Buya Syafii Maarif Wafat, Haedar Nashir: Beliau Milik Semua Orang

Jum'at, 27 Mei 2022 - 17:36 WIB
loading...
Buya Syafii Maarif Wafat, Haedar Nashir: Beliau Milik Semua Orang
Buya Syafii Maarif wafat pada Jumat, 27 Mei 2022 pukul 10.15 WIB dalam usia 87 tahun. Foto/Ilustrasi: Muhammadiyah.or.id
A A A
Indonesia berduka. Allah Taala memanggil Ahmad Syafii Maarif ke haribaan-Nya. Tokoh teladan bangsa ini wafat pada Jumat, 27 Mei 2022 pukul 10.15 WIB. Buya Ahmad Syafii wafat dalam usia 87 tahun.
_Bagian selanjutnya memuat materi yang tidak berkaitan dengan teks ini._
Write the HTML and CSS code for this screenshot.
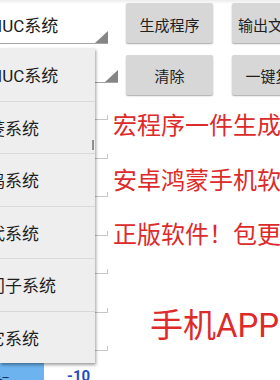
FILE: index.html
```html
<!DOCTYPE html>
<html lang="zh-CN">
<head>
<meta charset="utf-8">
<title>宏程序</title>
<link rel="stylesheet" href="styles.css">
</head>
<body>
<div class="screen">
  <div class="controls">
    <div class="spinner spinner-a">
      <span class="spinner-text">FANUC系统</span>
      <svg class="caret" width="13" height="12" viewBox="0 0 13 12"><polygon points="13,0 13,12 0,12"/></svg>
    </div>
    <button class="btn">生成程序</button>
    <button class="btn btn-right">输出文件名</button>
    <div class="spinner spinner-b">
      <span class="spinner-text">FANUC系统</span>
      <svg class="caret" width="13" height="12" viewBox="0 0 13 12"><polygon points="13,0 13,12 0,12"/></svg>
    </div>
    <button class="btn btn-low">清除</button>
    <button class="btn btn-right btn-low">一键复制</button>
  </div>

  <div class="content">
    <div class="fields">
      <div class="field-row first"><div class="field"></div></div>
      <div class="field-row"><div class="field"></div></div>
      <div class="field-row"><div class="field"></div></div>
      <div class="field-row"><div class="field"></div></div>
      <div class="field-row"><div class="field"></div></div>
      <div class="field-row"><div class="field"></div></div>
      <div class="field-row"><div class="field"></div></div>
    </div>
    <div class="promo">
      <p class="promo-line">宏程序一件生成器</p>
      <p class="promo-line">安卓鸿蒙手机软件</p>
      <p class="promo-line">正版软件！包更新</p>
      <p class="promo-big">手机APP软件</p>
    </div>
  </div>

  <div class="data-row">
    <div class="data-label"><span>坐标</span></div>
    <div class="data-value">-10</div>
  </div>

  <ul class="dropdown">
    <li class="item"><span>FANUC系统</span></li>
    <li class="item"><span>三菱系统</span></li>
    <li class="item"><span>宝鸡系统</span></li>
    <li class="item"><span>新代系统</span></li>
    <li class="item"><span>西门子系统</span></li>
    <li class="item"><span>其它系统</span></li>
    <li class="thumb"></li>
  </ul>
</div>
</body>
</html>
```

FILE: styles.css
```css
* { box-sizing: border-box; }

html, body {
  margin: 0;
  padding: 0;
}

body {
  width: 280px;
  height: 380px;
  overflow: hidden;
  background: linear-gradient(#ececec, #ffffff 4px);
  font-family: Roboto, "Noto Sans CJK SC", sans-serif;
  color: #1c1c1c;
}

.screen {
  position: relative;
  width: 280px;
  height: 380px;
  overflow: hidden;
}

/* top controls */
.controls {
  display: grid;
  grid-template-columns: 118px 87px 98px;
  grid-template-rows: 52px 46px;
  column-gap: 8px;
  width: 330px;
}

.spinner {
  display: flex;
  align-items: center;
  border-bottom: 1px solid #a4a4a4;
  font-size: 17px;
  white-space: nowrap;
}

.spinner-a {
  width: 108px;
  height: 44px;
  padding-top: 5px;
}

.spinner-b {
  width: 118px;
  height: 31px;
}

.spinner-text {
  flex: 1;
  margin-left: -29px;
  color: #1a1a1a;
}

.caret {
  align-self: flex-end;
  flex: none;
  fill: #858585;
  margin-bottom: 0;
}

.btn {
  width: 87px;
  height: 40px;
  margin-top: 3px;
  padding: 2px 0 0;
  border: none;
  border-radius: 2px;
  background: #d7d7d7;
  box-shadow: 0 1px 1.5px rgba(0, 0, 0, 0.35);
  font-family: Roboto, "Noto Sans CJK SC", sans-serif;
  font-size: 15px;
  color: #1e1e1e;
  white-space: nowrap;
}

.btn-right {
  margin-left: 11px;
}

.btn-low {
  padding-top: 1px;
}

/* content area */
.content {
  display: grid;
  grid-template-columns: 108px auto;
  column-gap: 5px;
}

.fields {
  display: flex;
  flex-direction: column;
}

.field-row {
  height: 38.5px;
  display: flex;
  align-items: flex-end;
}

.field-row.first {
  height: 22px;
}

.field {
  width: 100%;
  height: 5px;
  border-bottom: 1px solid #c6c6c6;
  border-right: 1px solid #c6c6c6;
}

.promo {
  padding-top: 1px;
  color: #dd2a2a;
  white-space: nowrap;
}

.promo-line {
  margin: 0;
  font-size: 24px;
  line-height: 54.5px;
}

.promo-big {
  margin: 43px 0 0;
  padding-left: 37px;
  font-size: 33px;
  line-height: 40px;
}

/* bottom data row */
.data-row {
  display: flex;
  margin-top: 11px;
  height: 20px;
}

.data-label {
  width: 44px;
  background: #6cb3f0;
  font-size: 14px;
  line-height: 20px;
  padding-top: 11px;
  color: #1d2f4f;
  white-space: nowrap;
  overflow: hidden;
}

.data-label span {
  display: inline-block;
  margin-left: -18px;
}

.data-value {
  margin-left: 23px;
  padding-top: 4px;
  font-size: 15px;
  font-weight: bold;
  line-height: 20px;
  color: #1f4cc4;
}

/* dropdown overlay */
.dropdown {
  position: absolute;
  top: 48px;
  left: 0;
  width: 95px;
  margin: 0;
  padding: 0;
  list-style: none;
  background: #eeeeee;
  box-shadow: 1px 2px 3px rgba(0, 0, 0, 0.38);
}

.item {
  display: flex;
  align-items: center;
  height: 52.5px;
  font-size: 17px;
  color: #1e1e1e;
  white-space: nowrap;
  overflow: hidden;
}

.item + .item {
  border-top: 1px solid #d8d8d8;
}

.item span {
  margin-left: -29px;
  flex: none;
}

.thumb {
  position: absolute;
  top: 92px;
  right: 1px;
  width: 2px;
  height: 10px;
  background: #8f8f8f;
}
```
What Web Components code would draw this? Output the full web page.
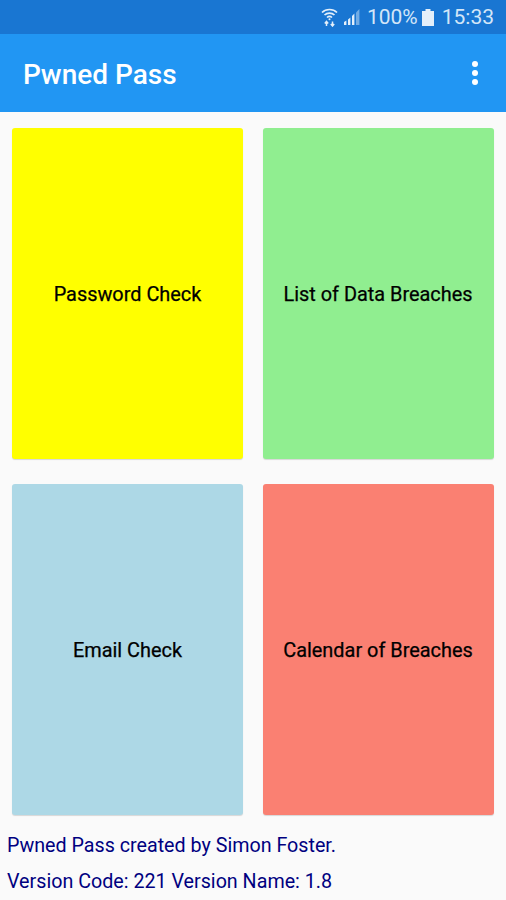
<!DOCTYPE html>
<html>
<head>
<meta charset="utf-8">
<title>Pwned Pass</title>
<style>
html, body { margin: 0; padding: 0; }
body { width: 506px; height: 900px; overflow: hidden; background: #fafafa; font-family: Roboto, sans-serif; }
app-screen { height: 900px; }
</style>
</head>
<body>
<app-screen>
    <status-bar></status-bar>
    <app-bar title="Pwned Pass"></app-bar>
    <card-grid>
        <menu-card color="#ffff00">Password Check</menu-card>
        <menu-card color="#90ee90">List of Data Breaches</menu-card>
        <menu-card color="#add8e6">Email Check</menu-card>
        <menu-card color="#fa8072">Calendar of Breaches</menu-card>
    </card-grid>
    <app-footer>
        <span>Pwned Pass created by Simon Foster.</span>
        <span>Version Code: 221 Version Name: 1.8</span>
    </app-footer>
</app-screen>
<script>
class AppScreen extends HTMLElement {
    constructor() {
        super();
        this.attachShadow({ mode: 'open' });
        this.shadowRoot.innerHTML = `
<style>
:host { display: flex; flex-direction: column; }
</style>
<slot></slot>`;
    }
}

class StatusBar extends HTMLElement {
    constructor() {
        super();
        this.attachShadow({ mode: 'open' });
        this.shadowRoot.innerHTML = `
<style>
:host {
    display: flex;
    align-items: center;
    justify-content: flex-end;
    height: 34px;
    flex: none;
    background: #1976d2;
    color: #d3e6f8;
    font-size: 21px;
    padding-right: 12px;
}
svg { display: block; flex: none; }
.wifi { margin-right: 6px; }
.signal { margin-right: 6px; }
.battery { margin: 0 8px 0 4px; }
</style>
<svg class="wifi" width="17" height="20" viewBox="0 0 17 20" fill="none" stroke="#e3effa" stroke-width="1.7">
    <path d="M1 5.5 C5 1.5 12 1.5 16 5.5"/>
    <path d="M3.5 8 C6.2 5.4 10.8 5.4 13.5 8"/>
    <path d="M6 10.5 C7.4 9.2 9.6 9.2 11 10.5"/>
    <circle cx="8.5" cy="12.3" r="1" fill="#e3effa" stroke="none"/>
    <path d="M5.5 14.5 V19 M3.8 16.5 L5.5 14.5 L7.2 16.5 M11.5 14.5 V19 M9.8 17 L11.5 19 L13.2 17" stroke-width="1.5"/>
</svg>
<svg class="signal" width="17" height="16" viewBox="0 0 17 16" fill="#e3effa">
    <path d="M0 13 L2.4 11.5 V16 H0 Z"/>
    <path d="M4 10.5 L6.4 8.5 V16 H4 Z"/>
    <path d="M8 7 L10.4 4.5 V16 H8 Z"/>
    <path d="M12 3.5 L15.4 0 V16 H12 Z" opacity="0.45"/>
</svg>
<span>100%</span>
<svg class="battery" width="12" height="17" viewBox="0 0 12 17" fill="#e3effa">
    <path d="M3.5 0 H8.5 V2 H12 V17 H0 V2 H3.5 Z"/>
</svg>
<span>15:33</span>`;
    }
}

class AppBar extends HTMLElement {
    constructor() {
        super();
        this.attachShadow({ mode: 'open' });
        this.shadowRoot.innerHTML = `
<style>
:host {
    display: flex;
    align-items: center;
    justify-content: space-between;
    height: 78px;
    flex: none;
    background: #2196f3;
    color: #fff;
    padding: 0 28px 0 23px;
}
.title { font-size: 28px; font-weight: 500; padding-top: 3px; }
.dots { display: flex; flex-direction: column; gap: 3px; margin-top: -1px; }
.dots i { display: block; width: 6px; height: 6px; border-radius: 50%; background: #fff; }
</style>
<span class="title"></span>
<div class="dots"><i></i><i></i><i></i></div>`;
        this.shadowRoot.querySelector('.title').textContent = this.getAttribute('title') || '';
    }
}

class CardGrid extends HTMLElement {
    constructor() {
        super();
        this.attachShadow({ mode: 'open' });
        this.shadowRoot.innerHTML = `
<style>
:host {
    display: grid;
    grid-template-columns: 231px 231px;
    grid-template-rows: 331px 331px;
    column-gap: 19.5px;
    row-gap: 25px;
    padding: 16px 12px 0;
    flex: none;
}
</style>
<slot></slot>`;
    }
}

class MenuCard extends HTMLElement {
    constructor() {
        super();
        this.attachShadow({ mode: 'open' });
        this.shadowRoot.innerHTML = `
<style>
:host {
    display: flex;
    align-items: center;
    justify-content: center;
    box-sizing: border-box;
    padding-top: 2px;
    border-radius: 3px;
    box-shadow: 0 1px 1px rgba(0, 0, 0, 0.14);
    color: #000;
    font-size: 19.9px;
    font-weight: 400;
    -webkit-text-stroke: 0.25px #000;
}
</style>
<slot></slot>`;
        this.style.background = this.getAttribute('color');
    }
}

class AppFooter extends HTMLElement {
    constructor() {
        super();
        this.attachShadow({ mode: 'open' });
        this.shadowRoot.innerHTML = `
<style>
:host {
    display: flex;
    flex-direction: column;
    gap: 12.5px;
    padding: 19px 0 0 7px;
    color: #000080;
    font-size: 19.7px;
    line-height: 23px;
}
</style>
<slot></slot>`;
    }
}

customElements.define('app-screen', AppScreen);
customElements.define('status-bar', StatusBar);
customElements.define('app-bar', AppBar);
customElements.define('card-grid', CardGrid);
customElements.define('menu-card', MenuCard);
customElements.define('app-footer', AppFooter);
</script>
</body>
</html>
"Kami Muhammadiyah dan bangsa Indonesia tentu saja berduka atas kehilangan bapak bangsa yang melintasi, milik semua orang, tokoh yang humanis, tulus, dan pemikiran-pemikirannya sangat luas wawasan dan melampaui,” ungkap Haedar Nashir , Ketua Umum Pimpinan Pusat Muhammadiyah.



Buya Syafii adalah Ketua Umum Pimpinan Pusat Muhammadiyah 1998-2005, akademisi, intelektual dan budayawan bangsa kita. Kepergiannya merupakan kehilangan besar bagi bangsa Indonesia.

Selama hampir sebulan Buya Syafii dirawat di RS PKU Muhammadiyah Gamping Yogyakarta. “Tiga hari yang lalu saya ke sini beliau masih bisa ngobrol dengan bagus tetapi memang pernafasannya berat,” ujar Haedar sebagaimana dikutip laman resmi Muhammadiyah.

Haedar mengatakan dalam kondisi sakit, Buya Syafii sempat menitipkan dua pesan. Pertama, Buya Syafii selalu mengingatkan agar selalu menjaga keutuhan bangsa, keutuhan Muhammadiyah, dan keutuhan umat Islam. Kedua, tidak seperti biasanya saat kunjungan tersebut Buya Syafii meminta untuk melakukan doa bersama.

“Tidak biasanya Buya itu kan orangnya santai gitu biarpun kami selalu ketika menjenguk orang sakit kewajiban kami mendoakan beliau malah yang meminta sendiri untuk mendoakan beliau sehingga kami berdoa bersama beliau,” terangnya.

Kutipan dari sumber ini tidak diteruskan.